MyThread mt1 = new MyThread("Child #1");
MyThread mt2 = new MyThread("Child #2");
MyThread mt3 = new MyThread("Child #3");
mt1.Thrd.Join();
Console.WriteLine("Child #1 joined.");
mt2.Thrd.Join();
Console.WriteLine("Child #2 joined.");
mt3.Thrd.Join();
Console.WriteLine("Child #3 joined.");
Console.WriteLine("Main thread ending.");
Console.ReadKey();
}
}
I was tying to figure out how to do this but i could not get any answers from google.
I know this is an old thread but here was my solution:
Use the following class:
class ThreadWaiter
{
private int _numThreads = 0;
private int _spinTime;
public ThreadWaiter(int SpinTime)
{
this._spinTime = SpinTime;
}
public void AddThreads(int numThreads)
{
_numThreads += numThreads;
}
public void RemoveThread()
{
if (_numThreads > 0)
{
_numThreads--;
}
}
public void Wait()
{
while (_numThreads != 0)
{
System.Threading.Thread.Sleep(_spinTime);
}
}
}
Call Addthreads(int numThreads) before executing a thread(s).
Call RemoveThread() after each one has completed.
Use Wait() at the point that you want to wait for all the threads to complete
before continuing
Possible solution:
var tasks = dataList
.Select(data => Task.Factory.StartNew(arg => DoThreadStuff(data), TaskContinuationOptions.LongRunning | TaskContinuationOptions.PreferFairness))
.ToArray();
var timeout = TimeSpan.FromMinutes(1);
Task.WaitAll(tasks, timeout);
Assuming dataList is the list of items and each item needs to be processed in a separate thread.

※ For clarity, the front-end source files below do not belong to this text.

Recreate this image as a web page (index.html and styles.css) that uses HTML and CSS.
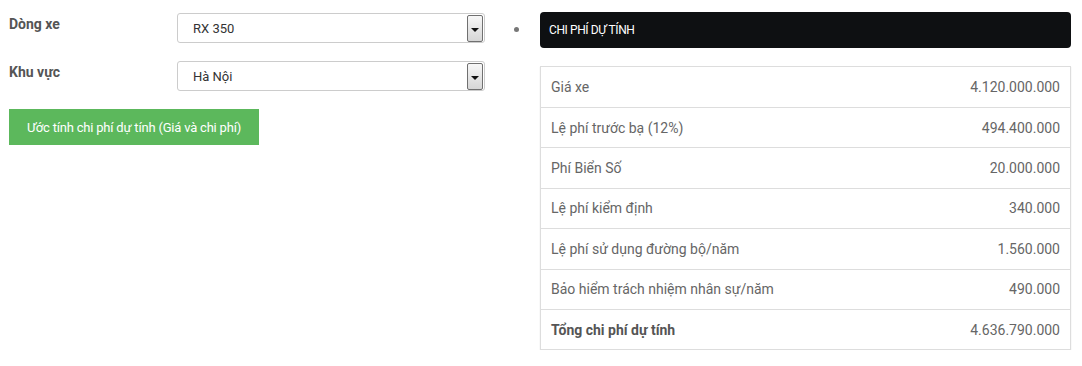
FILE: index.html
```html
<!DOCTYPE html>
<html lang="vi">
<head>
    <meta charset="UTF-8">
    <meta name="viewport" content="width=device-width, initial-scale=1.0">
    <title>Chi phí dự tính</title>
    <link rel="stylesheet" href="styles.css">
</head>
<body>
    <div class="page">
        <div class="form">
            <div class="form-row">
                <label class="form-label">Dòng xe</label>
                <div class="select">
                    <span class="select-value">RX 350</span>
                    <span class="select-arrow"></span>
                </div>
            </div>
            <div class="form-row">
                <label class="form-label">Khu vực</label>
                <div class="select">
                    <span class="select-value">Hà Nội</span>
                    <span class="select-arrow"></span>
                </div>
            </div>
            <button class="btn-estimate" type="button">Ước tính chi phí dự tính (Giá và chi phí)</button>
        </div>

        <div class="bullet-col">
            <span class="bullet"></span>
        </div>

        <div class="cost-panel">
            <div class="cost-title">CHI PHÍ DỰ TÍNH</div>
            <div class="cost-table">
                <div class="cost-row">
                    <span>Giá xe</span>
                    <span>4.120.000.000</span>
                </div>
                <div class="cost-row">
                    <span>Lệ phí trước bạ (12%)</span>
                    <span>494.400.000</span>
                </div>
                <div class="cost-row">
                    <span>Phí Biển Số</span>
                    <span>20.000.000</span>
                </div>
                <div class="cost-row">
                    <span>Lệ phí kiểm định</span>
                    <span>340.000</span>
                </div>
                <div class="cost-row">
                    <span>Lệ phí sử dụng đường bộ/năm</span>
                    <span>1.560.000</span>
                </div>
                <div class="cost-row">
                    <span>Bảo hiểm trách nhiệm nhân sự/năm</span>
                    <span>490.000</span>
                </div>
                <div class="cost-row total">
                    <span>Tổng chi phí dự tính</span>
                    <span>4.636.790.000</span>
                </div>
            </div>
        </div>
    </div>
</body>
</html>
```

FILE: styles.css
```css
html, body {
    margin: 0;
    padding: 0;
    background-color: #ffffff;
}
body {
    font-family: Roboto, "Liberation Sans", sans-serif;
    color: #333333;
}
.page {
    display: flex;
    align-items: flex-start;
    padding: 12px 11px 0 9px;
}

/* left form */
.form {
    width: 476px;
    display: flex;
    flex-direction: column;
}
.form-row {
    display: flex;
    align-items: flex-start;
    height: 30px;
    margin-top: 1px;
    margin-bottom: 17px;
}
.form-label {
    width: 168px;
    padding-top: 3px;
    font-size: 14px;
    font-weight: bold;
    color: #555555;
}
.select {
    width: 308px;
    height: 30px;
    box-sizing: border-box;
    display: flex;
    align-items: center;
    justify-content: space-between;
    border: 1px solid #cccccc;
    border-radius: 3px;
    padding-left: 15px;
    padding-right: 1px;
    font-size: 13px;
    color: #333333;
}
.select-arrow {
    position: relative;
    width: 16px;
    height: 27px;
    box-sizing: border-box;
    border: 1px solid #707070;
    border-radius: 2px;
    background: linear-gradient(#f7f7f7, #d6d6d6);
}
.select-arrow::after {
    content: "";
    position: absolute;
    left: 3px;
    top: 12px;
    border-left: 4px solid transparent;
    border-right: 4px solid transparent;
    border-top: 4px solid #111111;
}
.btn-estimate {
    align-self: flex-start;
    width: 250px;
    height: 36px;
    margin-top: 1px;
    border: none;
    background-color: #5cb85c;
    color: #ffffff;
    font-family: Roboto, "Liberation Sans", sans-serif;
    font-size: 13px;
    letter-spacing: -0.2px;
    cursor: pointer;
}

/* bullet */
.bullet-col {
    width: 55px;
    padding-top: 15px;
    padding-left: 29px;
    box-sizing: border-box;
}
.bullet {
    display: block;
    width: 5px;
    height: 5px;
    border-radius: 50%;
    background-color: #777777;
}

/* cost panel */
.cost-panel {
    flex: 1;
}
.cost-title {
    height: 36px;
    box-sizing: border-box;
    padding: 10px 9px;
    background-color: #0e1012;
    border-radius: 4px;
    color: #ffffff;
    font-size: 12px;
    letter-spacing: -0.4px;
    line-height: 16px;
}
.cost-table {
    margin-top: 18px;
    border: 1px solid #dddddd;
    box-shadow: 0 1px 1px #d8d8d8;
}
.cost-row {
    display: flex;
    justify-content: space-between;
    align-items: center;
    height: 40.4px;
    box-sizing: border-box;
    padding: 0 10px;
    border-top: 1px solid #dddddd;
    font-size: 14px;
    color: #666666;
}
.cost-row:first-child {
    border-top: none;
    height: 40px;
}
.cost-row.total span:first-child {
    font-weight: bold;
    color: #555555;
}
```
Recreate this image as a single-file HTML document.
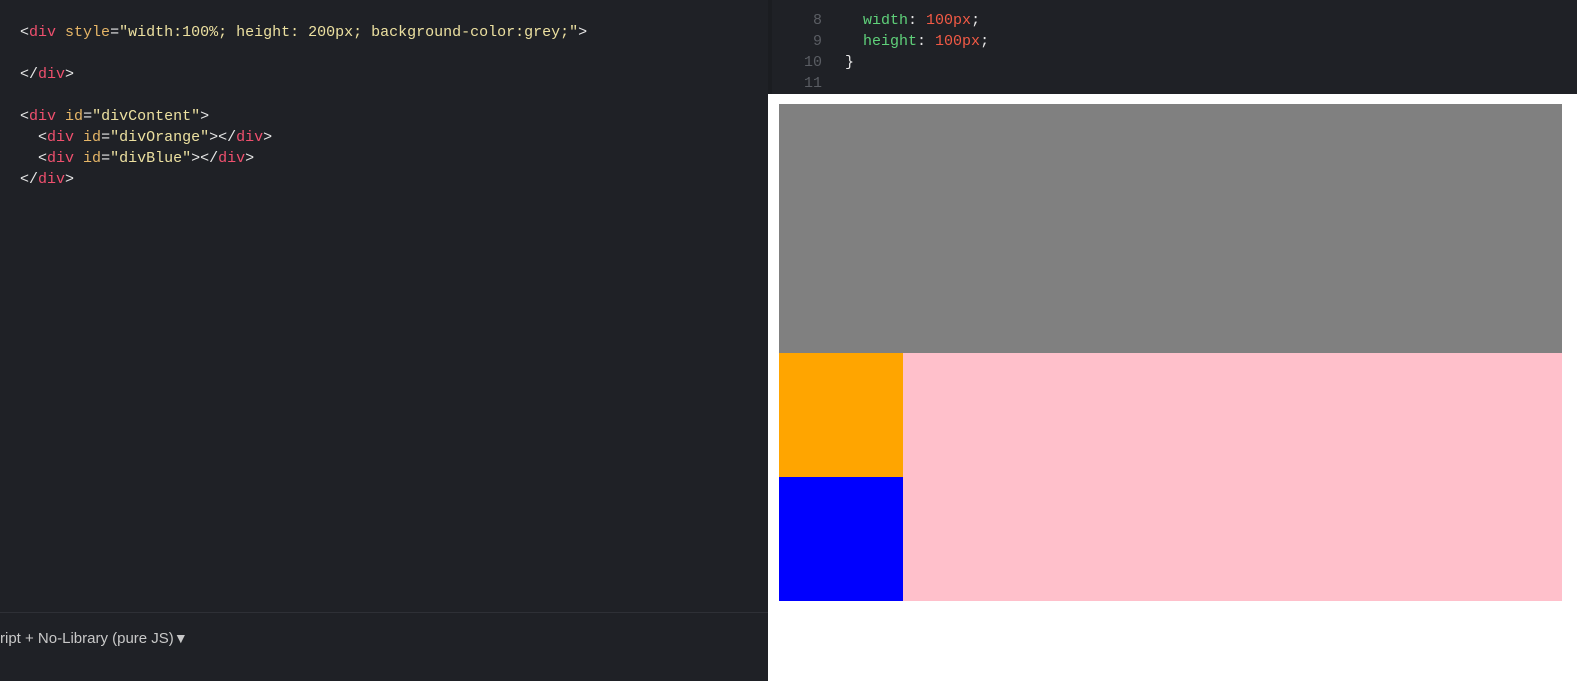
<!DOCTYPE html>
<html><head><style>
html,body{margin:0;padding:0;width:1577px;height:681px;overflow:hidden;background:#1f2126;position:relative}
.code{position:absolute;font-family:"Liberation Mono",monospace;font-size:15px;line-height:21px;white-space:pre;color:#e6e6e6}
.t{color:#f0506e}.a{color:#e5b567}.s{color:#ece0a0}.g{color:#5fd17a}.n{color:#f25a45}.ln{color:#5a5d63}
</style></head><body>
<div class="code" style="left:20px;top:22px">&lt;<span class="t">div</span> <span class="a">style</span>=<span class="s">"width:100%; height: 200px; background-color:grey;"</span>&gt;

&lt;/<span class="t">div</span>&gt;

&lt;<span class="t">div</span> <span class="a">id</span>=<span class="s">"divContent"</span>&gt;
  &lt;<span class="t">div</span> <span class="a">id</span>=<span class="s">"divOrange"</span>&gt;&lt;/<span class="t">div</span>&gt;
  &lt;<span class="t">div</span> <span class="a">id</span>=<span class="s">"divBlue"</span>&gt;&lt;/<span class="t">div</span>&gt;
&lt;/<span class="t">div</span>&gt;</div>
<div style="position:absolute;left:0;top:612px;width:768px;height:1px;background:#2e3036"></div>
<div style="position:absolute;left:0;top:630px;font-family:'Liberation Sans',sans-serif;font-size:15px;color:#c8c8c8">ript + No-Library (pure JS)<span style="font-size:14px">&#9660;</span></div>
<div style="position:absolute;left:768px;top:0;width:4px;height:94px;background:#1b1d21"></div>
<div style="position:absolute;left:772px;top:0;width:805px;height:94px;overflow:hidden">
<div class="code" style="left:0;top:10px;width:50px;text-align:right;color:#5a5d63">8
9
10
11</div>
<div class="code" style="left:73px;top:10px">  <span class="g">width</span>: <span class="n">100px</span>;
  <span class="g">height</span>: <span class="n">100px</span>;
}</div>
<div style="position:absolute;left:0;top:0;width:805px;height:14px;background:#1f2126"></div>
</div>
<div style="position:absolute;left:768px;top:94px;width:809px;height:587px;background:#fff"></div>
<div style="position:absolute;left:779px;top:104px;width:783px;height:249px;background:grey"></div>
<div style="position:absolute;left:779px;top:353px;width:783px;height:248px;background:pink"></div>
<div style="position:absolute;left:779px;top:353px;width:124px;height:124px;background:orange"></div>
<div style="position:absolute;left:779px;top:477px;width:124px;height:124px;background:blue"></div>
</body></html>
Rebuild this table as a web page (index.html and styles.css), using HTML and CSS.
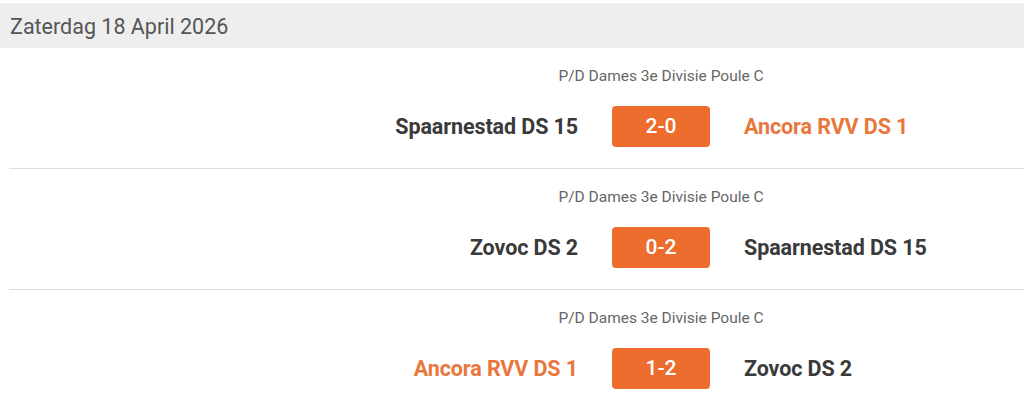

Here is an implementation inspired by Martin v. Löwis's answer:
/// <summary>
/// Blocks the calling thread until all threads terminate, or the specified
/// time elapses. Returns true if all threads terminated in time, or false if
/// at least one thread has not terminated after the specified amount of time
/// elapsed.
/// </summary>
public static bool JoinAll(IEnumerable<Thread> threads, TimeSpan timeout)
{
ArgumentNullException.ThrowIfNull(threads);
if (timeout < TimeSpan.Zero)
throw new ArgumentOutOfRangeException(nameof(timeout));
Stopwatch stopwatch = Stopwatch.StartNew();
foreach (Thread thread in threads)
{
if (!thread.IsAlive) continue;
TimeSpan remaining = timeout - stopwatch.Elapsed;
if (remaining < TimeSpan.Zero) return false;
if (!thread.Join(remaining)) return false;
}
return true;
}
For measuring the remaining time, instead of the DateTime.Now it uses a Stopwatch. The Stopwatch component is not sensitive to system-wide clock adjustments.
Usage example:
bool allTerminated = JoinAll(new[] { thread1, thread2 }, TimeSpan.FromSeconds(10));
The timeout must be a positive or zero TimeSpan. The Timeout.InfiniteTimeSpan constant is not supported.